Suzanne Valadon
Suzanne Valadon, born Marie-Clémentine Valadon, was a French Post-Impressionist and Symbolist artist who lived from 1865 to 1938. She was a well-known model and muse for famous artists such as Pierre-Auguste Renoir, Henri de Toulouse-Lautrec, Théophile Steinlen, and Pierre Puvis de Chavannes and had love affairs with Toulouse-Lautrec, Renoir and Chavannes.
Suzanne Valadon grew up poor and worked at various jobs, including one as a circus tightrope walker, which was immortalized in an 1880 drawing by Berthe Morisot, titled “Tightrope Walker”. Valadon had to abandon the circus after she suffered an injury during a fall. Afterwards, in that same year, she began working as a model for artists in Montmartre in Paris. Valadon was given the nickname, Suzanne, by Henri Toulouse-Lautrec, after the story of Susanna and the Elders from the Bible’s ‘Book of Daniel’. He joked that she was like Susanna, who was spied upon by much older men. Some famous pieces that depict Valadon include Renoir’s “Dance at Bougival,” “The Large Bathers”, and “The Braid”, as well as Toulouse-Lautrec’s “The Hangover.”
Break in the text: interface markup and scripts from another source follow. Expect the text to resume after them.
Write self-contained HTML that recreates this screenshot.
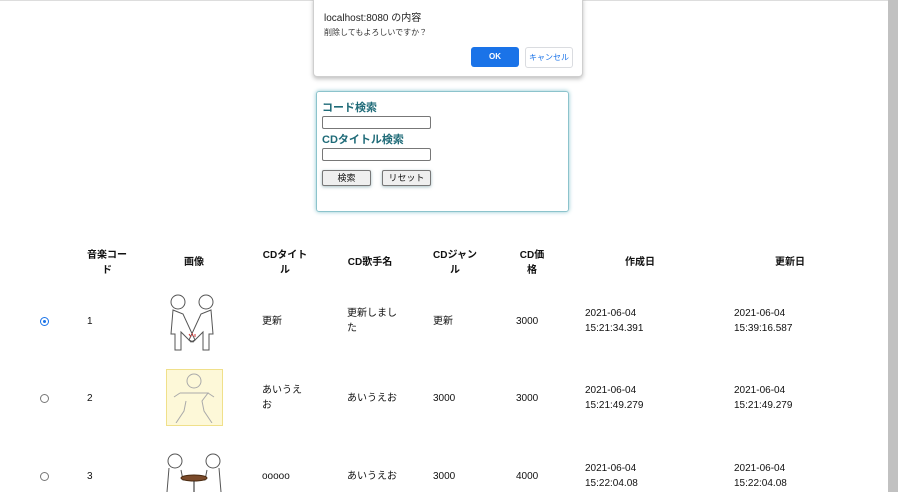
<!DOCTYPE html>
<html><head><meta charset="utf-8"><style>
body{margin:0;width:898px;height:492px;overflow:hidden;background:#fff;font-family:"Liberation Sans","Noto Sans CJK JP",sans-serif;position:relative;font-size:11px;color:#111}
.a{position:absolute}
.sb{position:absolute;right:0;top:0;width:10px;height:492px;background:#c1c1c1}
.dlg{left:313px;top:-2px;width:268px;height:77px;border:1px solid #cfcfcf;border-radius:0 0 4px 4px;box-shadow:0 2px 4px rgba(0,0,0,.25);background:#fff}
.box{left:316px;top:91px;width:251px;height:119px;border:1px solid #8cc3cc;border-radius:3px;box-shadow:0 0 4px #8ec6d0}
.lab{color:#1f6b78;font-weight:bold;font-size:11px}
.inp{width:107px;height:11px;border:1px solid #777;border-radius:2px;background:#fff}
.btn{height:14px;border:1px solid #777;background:#efefef;border-radius:2px;font-size:9px;text-align:center;line-height:14px;box-shadow:0 1px 3px rgba(80,130,140,.5)}
.h{font-weight:bold;font-size:10px;text-align:center;line-height:15px}
.c{font-size:10px;line-height:15px}
.r{width:7px;height:7px;border:1px solid #777;border-radius:50%}
</style></head><body>
<div class="a" style="left:0;top:0;width:888px;height:1px;background:#ddd"></div>
<div class="sb"></div>
<div class="a dlg">
<div class="a" style="left:10px;top:10px;font-size:10px;color:#222">localhost:8080 の内容</div>
<div class="a" style="left:10px;top:28px;font-size:8px;color:#333">削除してもよろしいですか？</div>
<div class="a" style="left:157px;top:48px;width:48px;height:20px;background:#1a73e8;border-radius:3px;color:#fff;font-size:8px;font-weight:bold;text-align:center;line-height:20px">OK</div>
<div class="a" style="left:211px;top:48px;width:46px;height:19px;border:1px solid #dadce0;border-radius:3px;color:#1a73e8;font-size:8px;text-align:center;line-height:19px">キャンセル</div>
</div>
<div class="a box">
<div class="a lab" style="left:5px;top:7px">コード検索</div>
<div class="a inp" style="left:5px;top:24px"></div>
<div class="a lab" style="left:5px;top:39px">CDタイトル検索</div>
<div class="a inp" style="left:5px;top:56px"></div>
<div class="a btn" style="left:5px;top:78px;width:47px">検索</div>
<div class="a btn" style="left:65px;top:78px;width:47px">リセット</div>
</div>

<div class="a h" style="left:82px;top:248px;width:50px">音楽コー<br>ド</div>
<div class="a h" style="left:174px;top:255px;width:40px">画像</div>
<div class="a h" style="left:260px;top:248px;width:50px">CDタイト<br>ル</div>
<div class="a h" style="left:340px;top:255px;width:60px">CD歌手名</div>
<div class="a h" style="left:430px;top:248px;width:50px">CDジャン<br>ル</div>
<div class="a h" style="left:512px;top:248px;width:40px">CD価<br>格</div>
<div class="a h" style="left:610px;top:255px;width:60px">作成日</div>
<div class="a h" style="left:760px;top:255px;width:60px">更新日</div>

<div class="a" style="left:40px;top:317px;width:7px;height:7px;border:1px solid #1a73e8;border-radius:50%"><div style="margin:2px;width:3px;height:3px;border-radius:50%;background:#1a73e8"></div></div>
<div class="a r" style="left:40px;top:394px"></div>
<div class="a r" style="left:40px;top:472px"></div>

<div class="a c" style="left:87px;top:314px">1</div>
<div class="a c" style="left:87px;top:391px">2</div>
<div class="a c" style="left:87px;top:469px">3</div>

<svg class="a" style="left:165px;top:290px" width="56" height="62" fill="none" stroke="#555" stroke-width="1">
<circle cx="13" cy="12" r="7"/><circle cx="41" cy="12" r="7"/>
<path d="M8 20 L6 44 L10 44 L10 60 L16 60 L16 42 L26 52 L30 50 L18 24 Z"/>
<path d="M46 20 L48 44 L44 44 L44 60 L38 60 L38 42 L28 52 L24 50 L36 24 Z"/>
<path d="M24 44 l2 3 M27 43 l1 3 M30 44 l0 3" stroke="#c33"/>
</svg>
<div class="a" style="left:166px;top:369px;width:55px;height:55px;border:1px solid #f0e08a;background:#fdf8d8"></div>
<svg class="a" style="left:168px;top:371px" width="52" height="52" fill="none" stroke="#aaa" stroke-width="1">
<circle cx="26" cy="10" r="7"/><path d="M12 22 L40 22 L34 30 L36 40 L44 52 M18 30 L16 40 L8 52 M12 22 L6 26 M40 22 L46 26"/></svg>
<svg class="a" style="left:163px;top:450px" width="60" height="42" fill="none" stroke="#555" stroke-width="1">
<circle cx="12" cy="11" r="7"/><circle cx="50" cy="11" r="7"/>
<path d="M6 18 L4 42 M18 20 L20 30 L28 30 M56 18 L58 42 M44 20 L42 30 L34 30"/>
<ellipse cx="31" cy="28" rx="13" ry="3" fill="#7a4a2a" stroke="#4a2a10"/><path d="M31 31 L31 42" stroke="#222"/>
</svg>

<div class="a c" style="left:262px;top:314px">更新</div>
<div class="a c" style="left:262px;top:383px">あいうえ<br>お</div>
<div class="a c" style="left:262px;top:469px">ooooo</div>

<div class="a c" style="left:347px;top:306px">更新しまし<br>た</div>
<div class="a c" style="left:347px;top:391px">あいうえお</div>
<div class="a c" style="left:347px;top:469px">あいうえお</div>

<div class="a c" style="left:433px;top:314px">更新</div>
<div class="a c" style="left:433px;top:391px">3000</div>
<div class="a c" style="left:433px;top:469px">3000</div>

<div class="a c" style="left:516px;top:314px">3000</div>
<div class="a c" style="left:516px;top:391px">3000</div>
<div class="a c" style="left:516px;top:469px">4000</div>

<div class="a c" style="left:585px;top:306px">2021-06-04<br>15:21:34.391</div>
<div class="a c" style="left:585px;top:383px">2021-06-04<br>15:21:49.279</div>
<div class="a c" style="left:585px;top:461px">2021-06-04<br>15:22:04.08</div>

<div class="a c" style="left:734px;top:306px">2021-06-04<br>15:39:16.587</div>
<div class="a c" style="left:734px;top:383px">2021-06-04<br>15:21:49.279</div>
<div class="a c" style="left:734px;top:461px">2021-06-04<br>15:22:04.08</div>
</body></html>
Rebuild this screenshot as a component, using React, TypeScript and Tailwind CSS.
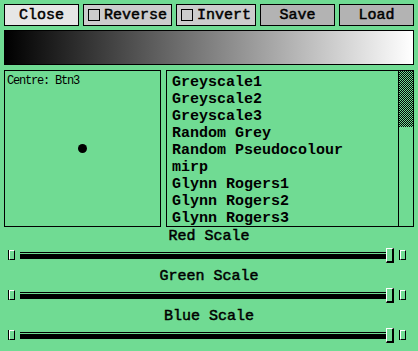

In 1883, Valadon gave birth to her son, Maurice Utrillo. As her mother did with Suzanne’s father, she kept his true paternity secret, though the art critic, Miquel Utrillo, took responsibility for him. Her mother helped raise her son so she could go back to work modeling. While modeling, she learned was able to pick up the techniques of various artists who gladly trained her. Her earliest work to survive to this day is a self-portrait from 1883. Valadon eventually became an established artist herself. By 1890, Valadon was being mentored by Edgar Degas. In 1894, Valadon became the first woman artist ever to be admitted into the exhibitions of the Société Nationale des Beaux-Arts. In 1895, Valadon married Paul Mousis, a stockbroker. By 1896, although receiving no formal training, Valadon was making enough money from her art that she was able to become a full-time artist herself.
Suzanne Valadon’s most known pieces are nude works of women, though she also painted portraits, landscapes, and still lifes. One of her first patrons was Edgar Degas who liked her strong compositions. Degas purchased three of her pastel pieces and personally introduced Valadon to other collectors. Valadon’s technique used bold lines and vibrant colors. As a perfectionist, she sometimes spent many years completing her pieces.
In 1909, Valadon began a long-term relationship with the artist, André Utter, who was a friend of her son’s. After divorcing her first husband, Mousis, in 1913, she married Utter the following year. They remained married until 1934, though the two remained in a relationship for the rest of her life. Suzanne Valadon died in 1938 from a stroke at 72 years old. She was mourned by the art world, and many famous artists attended her funeral including Pablo Picasso and Georges Braque.